Wenn zum Beispiel alle Kapitalisten ihre Waren über dem Wert verkaufen würden, so würde jeder Kapitalist als Käufer verlieren, was er als Verkäufer gewinnen würde. Das Kapital hätte sich dadurch nicht verwertet. Auch wenn einzelne Kapitalisten die Möglichkeit haben, über dem Wert zu verkaufen oder unter dem Wert zu kaufen (und das tritt in der kapitalistischen Praxis immer wieder auf), dann verändert das ebenfalls nicht den Gesamtwert in den Händen der Kapitalisten. Es findet lediglich eine Umverteilung des bereits vorhandenen Wertes innerhalb der Kapitalistenklasse statt. Die Gesamtheit der Kapitalisten kann sich nicht durch Umverteilung des vorhandenen Wertes bereichern.

Aus der Zirkulation, aus dem Kauf und Verkauf der Waren kann auch bei noch so großer Differenz zwischen Preis und Wert im einzelnen kein allgemeiner Wertzuwachs erfolgen.

Die These, daß der allgemeine Wertzuwachs, die Kapitalverwertung, nicht in der Zirkulationssphäre vor sich gehen kann, bedeutet keine Verkennung der wichtigen Rolle, die die Zirkulation spielt. In der Zirkulationssphäre kaufen die Kapitalisten die Produktionsmittel und Arbeitskräfte, treten miteinander in Beziehungen und verkaufen die produzierten Waren. Die Zirkulation ist eine notwendige Bedingung für die Kapitalverwertung. „Kapital kann also nicht aus der Zirkulation entspringen und es kann ebensowenig aus der Zirkulation nicht entspringen. Es muß zugleich in ihr und nicht in ihr entspringen.“8 Das sind die Widersprüche der allgemeinen Kapitalformel. Marx weist ausdrücklich auf die methodologische Seite des Problems hin, wenn er schreibt, daß die Entwicklung der Ware sowie der Warenproduktion und der Warenzirkulation die ihnen innewohnenden Widersprüche nicht aufhebt, aber die Form schafft, worin sie sich bewegen können. „Dies ist überhaupt die Methode“, fährt Marx fort, „wodurch sich wirkliche Widersprüche lösen.“9 Der Kauf und Verkauf der Ware Arbeitskraft bildet daher die Form, worin die Widersprüche der allgemeinen Kapitalformel sich bewegen können, worin sie ihre ständige Lösung und erneute Konstituierung erfahren müssen und tatsächlich erfahren. Vom Standpunkt der Zirkulation aus besteht die Bewegungsform G - W - G’ aus zwei Teilprozessen, aus dem Kauf und dem Verkauf, aus

G - W und W‘ - G‘.

Die Ware tritt jetzt zweimal auf, und zwar als W und W’. Zwischen W und W’ muß etwas Entscheidendes geschehen.

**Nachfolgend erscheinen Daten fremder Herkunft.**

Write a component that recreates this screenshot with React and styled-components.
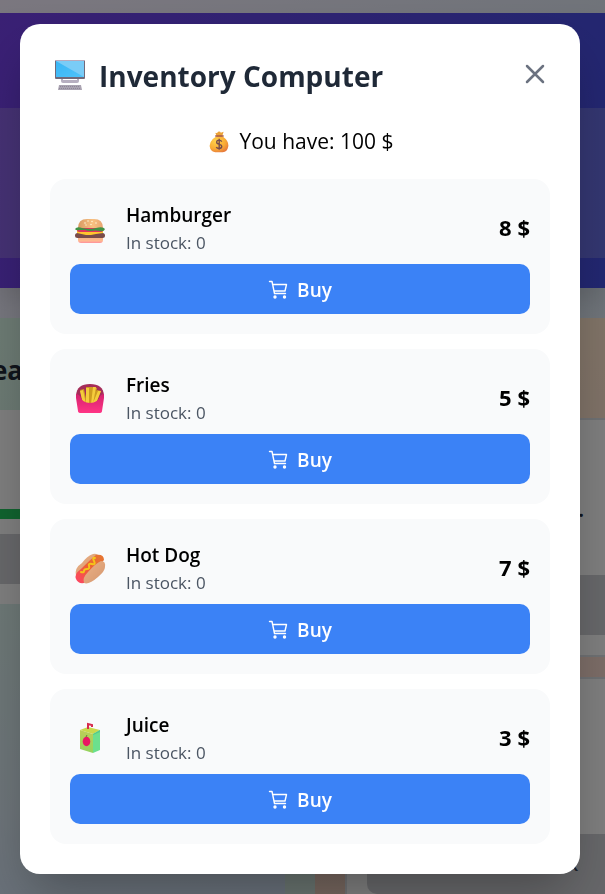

Zwischen dem Kauf und dem Verkauf muß der Wertzuwachs liegen. Der industrielle Kapitalist10 kauft jedoch nicht Waren, um diese wieder zu verkaufen. Er kauft bestimmte Waren, um zu produzieren, und in dieser Produktion muß der allgemeine Wertzuwachs erfolgen. Um das Problem der allgemeinen Wertvergrößerung zu lösen, muß daher die Produktionssphäre untersucht werden. Die Zirkulation (der Kauf, die Verwandlung von G in W) leitet die Kapitalverwertung, die sich in der Produktion vollzieht, nur ein.

Während in der Zirkulationssphäre zwischen Kapitalisten und Lohnarbeitern formale Gleichheit herrscht - beide stehen sich als Wareneigentümer gegenüber und tauschen Äquivalente aus -, zeigt sich in der Produktionssphäre die tatsächliche Ungleichheit zwischen Kapitalisten und Arbeitern, das antagonistische Klassenverhältnis.

Die Kapitalverwertung, der Wertzuwachs, erfolgt beimVerbrauch, das heißt bei der Nutzung der vom Kapitalisten gekauften Waren. Das ist aber nur möglich, wenn sich unter ihnen eine solche Ware befindet, die bei ihrer Nutzung Wert schafft. Diese Ware ist die menschliche Arbeitskraft.